_What you are asked to do:_ Which lines hold the string "image"? Copy every one of them.

_Listed records:_
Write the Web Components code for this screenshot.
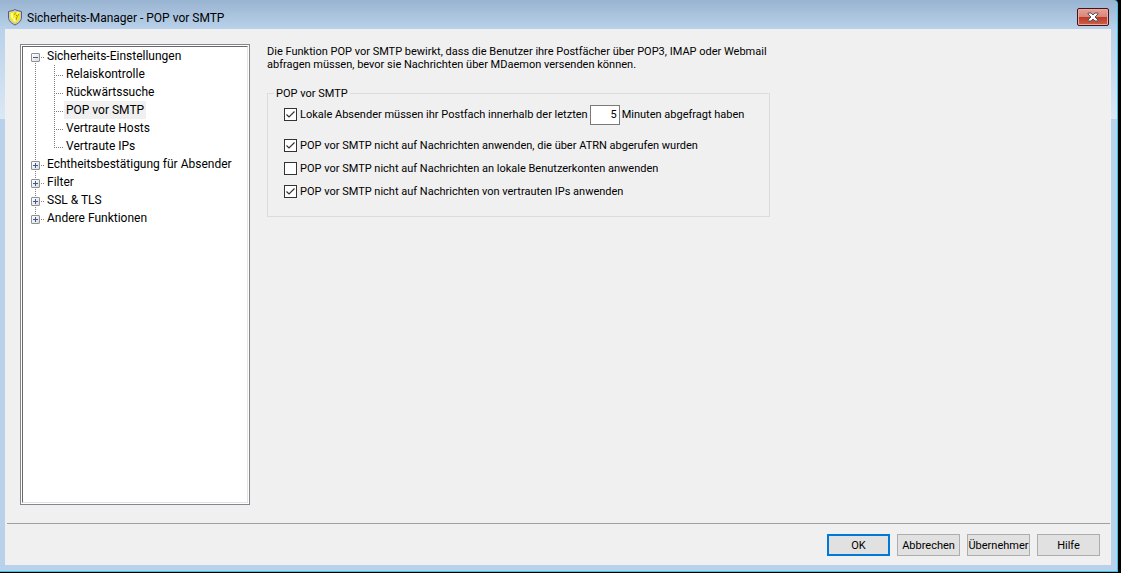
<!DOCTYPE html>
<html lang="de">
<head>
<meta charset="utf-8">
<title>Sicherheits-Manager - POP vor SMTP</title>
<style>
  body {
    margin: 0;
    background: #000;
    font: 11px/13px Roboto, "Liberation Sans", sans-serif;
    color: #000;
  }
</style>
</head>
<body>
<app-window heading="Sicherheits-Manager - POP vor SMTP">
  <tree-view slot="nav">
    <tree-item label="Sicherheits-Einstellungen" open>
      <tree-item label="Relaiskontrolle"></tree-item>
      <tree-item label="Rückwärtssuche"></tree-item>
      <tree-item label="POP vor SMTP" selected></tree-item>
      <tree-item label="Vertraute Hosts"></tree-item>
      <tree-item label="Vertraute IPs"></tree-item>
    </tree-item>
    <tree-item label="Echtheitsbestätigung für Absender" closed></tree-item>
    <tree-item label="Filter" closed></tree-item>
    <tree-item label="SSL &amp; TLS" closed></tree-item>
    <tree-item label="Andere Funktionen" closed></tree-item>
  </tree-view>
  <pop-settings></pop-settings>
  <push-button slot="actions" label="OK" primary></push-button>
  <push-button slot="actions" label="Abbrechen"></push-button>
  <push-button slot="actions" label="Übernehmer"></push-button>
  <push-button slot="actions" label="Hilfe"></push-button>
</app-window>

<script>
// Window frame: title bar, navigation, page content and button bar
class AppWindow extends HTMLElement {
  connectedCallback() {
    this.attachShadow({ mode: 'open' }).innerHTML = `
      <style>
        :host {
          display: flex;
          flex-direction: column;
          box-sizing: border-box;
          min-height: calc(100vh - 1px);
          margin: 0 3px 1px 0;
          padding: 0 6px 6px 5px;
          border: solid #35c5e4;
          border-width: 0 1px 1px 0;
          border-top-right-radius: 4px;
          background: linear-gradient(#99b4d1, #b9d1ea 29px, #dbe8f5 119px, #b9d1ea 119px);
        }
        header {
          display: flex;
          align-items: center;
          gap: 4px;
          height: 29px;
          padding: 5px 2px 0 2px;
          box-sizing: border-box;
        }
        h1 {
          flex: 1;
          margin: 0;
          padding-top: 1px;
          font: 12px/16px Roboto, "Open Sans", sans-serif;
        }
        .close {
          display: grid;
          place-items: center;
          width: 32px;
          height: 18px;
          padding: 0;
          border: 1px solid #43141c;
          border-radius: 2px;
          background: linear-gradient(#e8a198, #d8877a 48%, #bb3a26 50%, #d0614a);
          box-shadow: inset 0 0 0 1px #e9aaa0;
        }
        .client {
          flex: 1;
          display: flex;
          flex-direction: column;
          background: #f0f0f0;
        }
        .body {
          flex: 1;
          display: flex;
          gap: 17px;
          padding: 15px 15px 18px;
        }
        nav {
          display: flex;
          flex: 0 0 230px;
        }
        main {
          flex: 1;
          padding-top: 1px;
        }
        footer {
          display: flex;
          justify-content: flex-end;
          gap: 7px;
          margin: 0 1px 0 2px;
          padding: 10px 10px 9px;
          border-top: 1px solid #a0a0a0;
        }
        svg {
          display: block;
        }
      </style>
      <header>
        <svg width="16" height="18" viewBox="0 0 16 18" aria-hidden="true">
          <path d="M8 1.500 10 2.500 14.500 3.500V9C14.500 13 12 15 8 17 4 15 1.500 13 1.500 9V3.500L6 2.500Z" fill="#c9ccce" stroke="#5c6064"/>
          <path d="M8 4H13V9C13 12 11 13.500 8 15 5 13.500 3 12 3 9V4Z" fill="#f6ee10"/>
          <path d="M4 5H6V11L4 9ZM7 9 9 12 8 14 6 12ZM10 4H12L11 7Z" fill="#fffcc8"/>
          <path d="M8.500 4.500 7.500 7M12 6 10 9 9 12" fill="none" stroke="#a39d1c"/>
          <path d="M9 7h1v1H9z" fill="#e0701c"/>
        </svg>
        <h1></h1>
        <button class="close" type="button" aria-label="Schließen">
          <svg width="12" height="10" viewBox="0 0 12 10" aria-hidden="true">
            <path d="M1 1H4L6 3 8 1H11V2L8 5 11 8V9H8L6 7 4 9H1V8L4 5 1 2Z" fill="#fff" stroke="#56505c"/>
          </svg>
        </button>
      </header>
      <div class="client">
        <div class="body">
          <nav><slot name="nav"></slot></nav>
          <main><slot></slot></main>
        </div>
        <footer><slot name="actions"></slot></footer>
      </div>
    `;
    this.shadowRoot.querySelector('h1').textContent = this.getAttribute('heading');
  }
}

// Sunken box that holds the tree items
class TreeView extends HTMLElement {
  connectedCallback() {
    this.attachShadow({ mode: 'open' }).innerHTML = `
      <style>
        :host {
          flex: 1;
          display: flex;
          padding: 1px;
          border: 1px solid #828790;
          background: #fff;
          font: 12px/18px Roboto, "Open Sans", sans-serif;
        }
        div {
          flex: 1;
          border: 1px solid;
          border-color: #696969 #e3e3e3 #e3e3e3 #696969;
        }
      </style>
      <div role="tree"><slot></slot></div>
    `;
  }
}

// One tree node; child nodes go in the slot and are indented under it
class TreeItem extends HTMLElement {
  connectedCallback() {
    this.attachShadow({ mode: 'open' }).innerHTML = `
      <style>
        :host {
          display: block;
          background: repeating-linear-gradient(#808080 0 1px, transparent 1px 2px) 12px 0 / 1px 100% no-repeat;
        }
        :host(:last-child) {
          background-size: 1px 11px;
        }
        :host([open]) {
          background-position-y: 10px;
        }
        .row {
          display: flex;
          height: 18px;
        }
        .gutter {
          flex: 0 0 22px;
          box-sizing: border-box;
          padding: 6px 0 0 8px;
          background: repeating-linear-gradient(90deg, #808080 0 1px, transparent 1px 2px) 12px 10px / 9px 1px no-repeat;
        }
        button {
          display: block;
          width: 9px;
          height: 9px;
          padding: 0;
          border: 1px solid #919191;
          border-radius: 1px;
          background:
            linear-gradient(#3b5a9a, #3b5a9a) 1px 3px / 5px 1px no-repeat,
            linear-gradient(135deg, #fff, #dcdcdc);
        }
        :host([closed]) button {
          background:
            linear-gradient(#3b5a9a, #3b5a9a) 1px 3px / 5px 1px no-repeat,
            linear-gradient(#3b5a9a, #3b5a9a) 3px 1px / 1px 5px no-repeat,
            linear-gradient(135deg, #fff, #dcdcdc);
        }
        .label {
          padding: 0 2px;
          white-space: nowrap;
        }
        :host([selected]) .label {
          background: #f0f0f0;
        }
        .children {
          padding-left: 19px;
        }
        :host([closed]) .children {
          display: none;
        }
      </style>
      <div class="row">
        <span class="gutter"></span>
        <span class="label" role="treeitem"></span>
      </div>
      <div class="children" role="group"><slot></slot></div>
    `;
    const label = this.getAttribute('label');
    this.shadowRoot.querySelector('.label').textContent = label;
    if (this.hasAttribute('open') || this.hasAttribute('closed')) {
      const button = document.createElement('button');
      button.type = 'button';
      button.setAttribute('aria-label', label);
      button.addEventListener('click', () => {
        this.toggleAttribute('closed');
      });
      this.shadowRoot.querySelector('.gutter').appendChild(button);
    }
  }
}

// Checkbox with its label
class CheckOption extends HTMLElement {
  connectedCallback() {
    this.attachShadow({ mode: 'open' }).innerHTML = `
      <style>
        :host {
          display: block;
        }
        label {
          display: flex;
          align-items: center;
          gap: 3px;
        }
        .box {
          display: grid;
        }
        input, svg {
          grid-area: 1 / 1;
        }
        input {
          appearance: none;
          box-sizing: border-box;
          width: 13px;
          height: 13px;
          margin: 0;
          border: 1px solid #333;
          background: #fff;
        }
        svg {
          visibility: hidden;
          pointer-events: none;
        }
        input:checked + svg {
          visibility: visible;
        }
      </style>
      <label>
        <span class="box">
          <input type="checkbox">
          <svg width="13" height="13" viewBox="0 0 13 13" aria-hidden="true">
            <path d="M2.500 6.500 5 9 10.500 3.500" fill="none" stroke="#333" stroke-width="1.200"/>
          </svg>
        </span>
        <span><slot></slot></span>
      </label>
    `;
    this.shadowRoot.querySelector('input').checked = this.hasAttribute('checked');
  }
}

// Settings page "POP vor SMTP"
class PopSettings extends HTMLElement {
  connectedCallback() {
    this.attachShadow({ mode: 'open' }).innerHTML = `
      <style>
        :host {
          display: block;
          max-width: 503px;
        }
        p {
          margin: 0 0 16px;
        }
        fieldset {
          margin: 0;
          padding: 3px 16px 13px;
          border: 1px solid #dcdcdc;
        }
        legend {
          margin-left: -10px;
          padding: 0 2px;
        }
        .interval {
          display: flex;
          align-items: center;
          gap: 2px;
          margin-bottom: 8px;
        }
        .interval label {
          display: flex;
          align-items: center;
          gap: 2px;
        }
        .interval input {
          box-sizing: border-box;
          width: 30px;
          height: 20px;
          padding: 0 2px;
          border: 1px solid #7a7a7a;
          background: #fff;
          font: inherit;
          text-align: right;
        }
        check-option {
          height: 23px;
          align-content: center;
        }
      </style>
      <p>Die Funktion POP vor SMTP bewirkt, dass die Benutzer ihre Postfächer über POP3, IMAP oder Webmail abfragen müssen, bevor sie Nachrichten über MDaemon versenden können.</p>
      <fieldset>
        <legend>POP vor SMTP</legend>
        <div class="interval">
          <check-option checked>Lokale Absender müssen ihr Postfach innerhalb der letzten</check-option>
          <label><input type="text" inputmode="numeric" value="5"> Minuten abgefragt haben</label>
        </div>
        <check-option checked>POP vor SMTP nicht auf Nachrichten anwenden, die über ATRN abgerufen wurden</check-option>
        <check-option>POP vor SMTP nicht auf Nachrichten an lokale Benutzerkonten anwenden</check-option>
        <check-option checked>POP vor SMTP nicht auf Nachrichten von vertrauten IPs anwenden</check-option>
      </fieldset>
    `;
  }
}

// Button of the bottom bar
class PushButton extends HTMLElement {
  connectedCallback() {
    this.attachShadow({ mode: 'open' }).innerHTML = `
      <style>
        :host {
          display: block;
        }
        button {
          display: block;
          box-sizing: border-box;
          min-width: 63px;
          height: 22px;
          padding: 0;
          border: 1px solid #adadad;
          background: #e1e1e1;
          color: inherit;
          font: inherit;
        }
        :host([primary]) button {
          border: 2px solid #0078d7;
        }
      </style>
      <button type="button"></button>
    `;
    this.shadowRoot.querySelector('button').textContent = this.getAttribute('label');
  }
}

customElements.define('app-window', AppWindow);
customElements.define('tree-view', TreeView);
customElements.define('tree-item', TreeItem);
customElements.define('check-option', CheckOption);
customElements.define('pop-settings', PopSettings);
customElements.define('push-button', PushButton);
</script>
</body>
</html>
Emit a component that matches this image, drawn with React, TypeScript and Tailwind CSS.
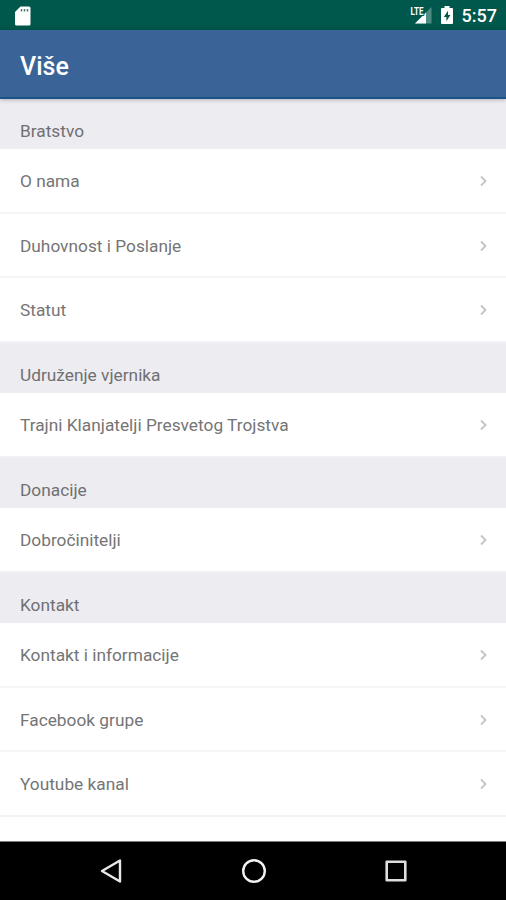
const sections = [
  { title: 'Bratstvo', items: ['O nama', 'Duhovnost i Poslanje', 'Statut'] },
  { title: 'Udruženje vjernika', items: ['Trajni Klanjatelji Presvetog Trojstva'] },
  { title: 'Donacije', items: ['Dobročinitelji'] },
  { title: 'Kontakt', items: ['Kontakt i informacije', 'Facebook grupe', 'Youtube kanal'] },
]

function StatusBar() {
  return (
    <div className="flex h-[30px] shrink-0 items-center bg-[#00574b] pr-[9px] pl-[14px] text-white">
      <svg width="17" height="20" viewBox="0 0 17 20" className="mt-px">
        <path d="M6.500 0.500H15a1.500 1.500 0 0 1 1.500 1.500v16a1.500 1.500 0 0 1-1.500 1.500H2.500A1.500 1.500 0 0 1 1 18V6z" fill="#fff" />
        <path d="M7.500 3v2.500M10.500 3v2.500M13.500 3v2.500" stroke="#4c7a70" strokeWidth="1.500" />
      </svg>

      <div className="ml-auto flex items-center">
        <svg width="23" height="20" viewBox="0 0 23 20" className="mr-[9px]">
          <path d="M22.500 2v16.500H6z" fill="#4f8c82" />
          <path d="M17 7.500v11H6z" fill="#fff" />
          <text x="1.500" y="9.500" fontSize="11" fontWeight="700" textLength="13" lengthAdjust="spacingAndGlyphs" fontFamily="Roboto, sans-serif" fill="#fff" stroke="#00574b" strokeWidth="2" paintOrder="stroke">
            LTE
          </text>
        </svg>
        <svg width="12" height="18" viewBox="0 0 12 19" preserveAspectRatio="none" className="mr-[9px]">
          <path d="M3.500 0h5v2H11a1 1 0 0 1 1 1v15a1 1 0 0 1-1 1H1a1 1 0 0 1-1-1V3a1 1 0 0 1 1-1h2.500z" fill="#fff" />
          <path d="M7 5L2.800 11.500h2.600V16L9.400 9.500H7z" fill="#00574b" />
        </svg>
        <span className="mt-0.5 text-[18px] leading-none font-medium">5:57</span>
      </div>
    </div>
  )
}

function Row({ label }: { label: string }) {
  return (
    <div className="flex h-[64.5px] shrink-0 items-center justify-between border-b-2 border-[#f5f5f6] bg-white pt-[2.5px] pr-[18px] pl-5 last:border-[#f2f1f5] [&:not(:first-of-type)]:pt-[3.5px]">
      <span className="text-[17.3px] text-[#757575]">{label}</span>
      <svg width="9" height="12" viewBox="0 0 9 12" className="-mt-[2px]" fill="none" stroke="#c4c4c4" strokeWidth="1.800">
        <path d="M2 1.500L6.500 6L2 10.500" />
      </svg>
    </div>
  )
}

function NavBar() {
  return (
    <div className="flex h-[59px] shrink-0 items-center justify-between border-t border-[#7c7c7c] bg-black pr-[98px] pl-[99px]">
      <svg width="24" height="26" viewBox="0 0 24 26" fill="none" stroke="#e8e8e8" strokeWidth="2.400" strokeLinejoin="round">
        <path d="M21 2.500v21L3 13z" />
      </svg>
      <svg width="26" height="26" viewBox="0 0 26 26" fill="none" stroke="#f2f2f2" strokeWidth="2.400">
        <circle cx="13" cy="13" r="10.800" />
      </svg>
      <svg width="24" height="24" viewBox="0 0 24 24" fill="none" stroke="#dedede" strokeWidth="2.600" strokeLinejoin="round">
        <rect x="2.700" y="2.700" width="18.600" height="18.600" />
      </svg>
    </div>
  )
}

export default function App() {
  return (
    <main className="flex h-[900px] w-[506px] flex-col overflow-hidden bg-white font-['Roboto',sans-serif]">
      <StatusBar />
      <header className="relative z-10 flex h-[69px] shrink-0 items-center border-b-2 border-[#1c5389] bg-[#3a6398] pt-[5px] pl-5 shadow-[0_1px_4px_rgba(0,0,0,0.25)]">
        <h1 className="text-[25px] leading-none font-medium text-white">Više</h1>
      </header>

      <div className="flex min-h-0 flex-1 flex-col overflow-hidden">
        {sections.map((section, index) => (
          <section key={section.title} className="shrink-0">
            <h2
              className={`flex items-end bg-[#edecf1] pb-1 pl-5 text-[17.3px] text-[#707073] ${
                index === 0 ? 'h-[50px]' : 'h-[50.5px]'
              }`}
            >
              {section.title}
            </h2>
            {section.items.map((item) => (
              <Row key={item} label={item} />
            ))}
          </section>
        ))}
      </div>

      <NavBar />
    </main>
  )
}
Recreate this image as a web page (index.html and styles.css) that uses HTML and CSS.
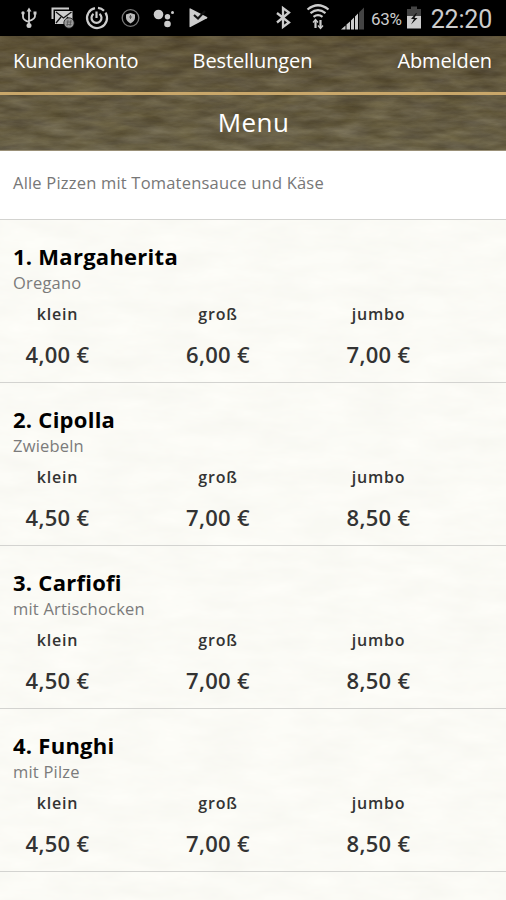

_Result for this task:_
Emit a component that matches this image, drawn with React, TypeScript and Tailwind CSS.
Recreate this image as a web page (index.html and styles.css) that uses HTML and CSS.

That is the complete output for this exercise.